French Quarter: 721 Burgundy
A tease line on the front cover of the first edition of “The Underground Gourmet” said that a good meal revealed in its pages could be had for twenty-seven cents. I burrowed through the book and found the source of this “best underground meal in town” to be Buster Holmes, on the corner of Orleans and Burgundy.
In this, and in several other reviews, Collin made the most audacious recommendation in his very bold book. He said that white people were missing out on some great, essential Creole food if they failed to dine in restaurants owned by African-Americans, in black neighborhoods, with dining rooms full of black people.
Though I was still in my teens, most of my life had been spent in segregated society. I remember complete racial segregation–separate bathrooms, separate parts of the bus, and that kind of stuff. No African-American kid shared any of my classrooms–not even in my first school, St. Augustine, founded by free people of color, in a well-mixed neighborhood–until I reached high school.
But 1970 was a liberal-minded time. Even Nixon now seems liberal, compared with today’s conservatives. And black culture, then as now, was very cool among young white people. One of my English courses covered African-American writing exclusively, even though it was billed as a generic American-literature class. Which seemed like a good idea to us. It goes without saying that we all listened to black music. As Collin said in one of the history courses I took with him, “Why would anyone listen to Perry Como when you can listen to Aretha Franklin?”

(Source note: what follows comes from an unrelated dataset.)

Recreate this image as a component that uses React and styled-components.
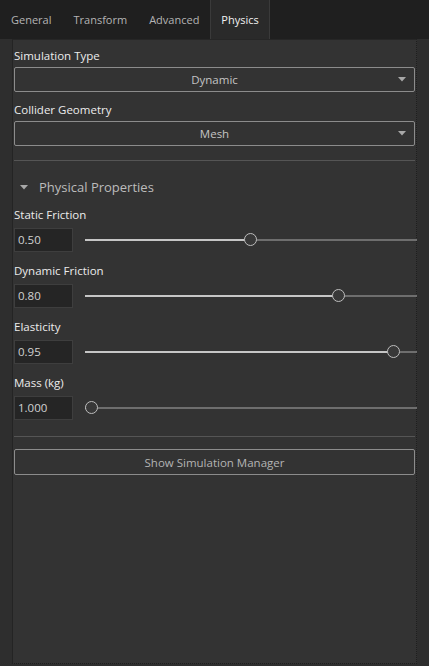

Still, going to a black restaurant was a step over the line for most whites. It was one thing for black people to enter white institutions. It was quite another to reverse the process.
So it was exciting. And we white boys showed our excitement. Probably a little too much. I suspect we came across as patronizing. We made an absurd show of delight over food that was actually very familiar to us. After all, Creole cooking–although it’s usually credited to the French and Spanish colonizers of New Orleans–received most of its inspiration from the Africans who cooked it.
The part of the French Quarter along Burgundy Street was still largely a black neighborhood in the 1970s, as it had been for most of the century. It was where a lot of old jazz musicians had lived, and it had a sense of community. The Morning Star Baptist Church, one of the city’s best-known centers of gospel singing, was a centerpiece. So was Buster Holmes Restaurant.
Buster’s had two dining rooms. The front room had the bar, so it was air-conditioned and had tables. The first time I went, the front room was full, so I went to the back room. This was really the kitchen, with screen doors providing ventilation and a fan blowing the warm air around. I took a stool at the counter and, after a few minutes, a large lady wearing an apron stood opposite me. She turned her eyes to the ceiling and said, as she had to two other customers since my arrival, “We have red beans, butter beans, crowder peas, hot sausage, smoke sausage, chicken, backbone, ham bone, pork chop, turnip greens, spinach, and po-boys.”
I ordered fast, so as not to seem like a fussy white boy. “Butter beans,” I said. She turned around, grabbed a plastic plate like the ones we had in the school cafeteria, and dished up a mountain of rice. Then she ladled up a massive quantity of tan beans–the really big ones, studded with pieces of auburn pickled pork, in a light sauce. She cut six inches off a loaf of poor boy bread and put it in one of the unoccupied pockets of the plate. She stuck a knife in a block of margarine, and scraped it off onto the side of my plate. My order was complete.
The beans were delicious, heartwarming, and familiar in flavor. It was really more than I wanted, but I ate them all anyway. I ate all the bread, and the lady brought me another hunk. I didn’t need any more margarine. I forgot to ask for something to drink, and the lady forgot to ask. I just let myself get thirsty. And I sat there, a long time. Nobody asked me anything. It became clear that many of the customers came in to take a load off for as long as they could, and the ladies working the counter were in no hurry, either.
I stood up and asked how much. “You had the butter beans, right?” said the lady. “Nothing to drink? You didn’t drink anything? Okay. Let’s see. Fifty cent plus tax. . . fifty-two cent.”
I gave her a dollar. “I heard you can eat here for twenty-seven cents,” I asked, smiling.
Her face didn’t change. “Yeah. Some people do that. Butter beans fifty cent.”
“What’s twenty-seven cents?”
“That’s not for you, honey,” she said, her tone turning almost motherly. “That’s for poor people. I know you got fifty cent. Now you come back and get chicken and red beans and spend that whole dollar next time. Okay?”
I was not the only white person at Buster Holmes that day. But it wasn’t long before whites would outnumber blacks. Buster’s pricing system would reveal many tiers, with the same plate of beans costing as much as a dollar fifty if you were a well-dressed white person with an out-of-town way of talking and insisted on eating in the front room.
A floating price system was hardly unique to Buster’s. It was part of his solidity with his community, which he didn’t want to let go even as his new fame began to make him some real money. And to fill his place with tourists.
After that very substantial lunch, I went to work at the Time Saver. I was still full at dinnertime. Not only that, but I was expelling more voluminous zephyrs I’d experienced before or since. I think of that every time I eat butterbeans. Even really good ones.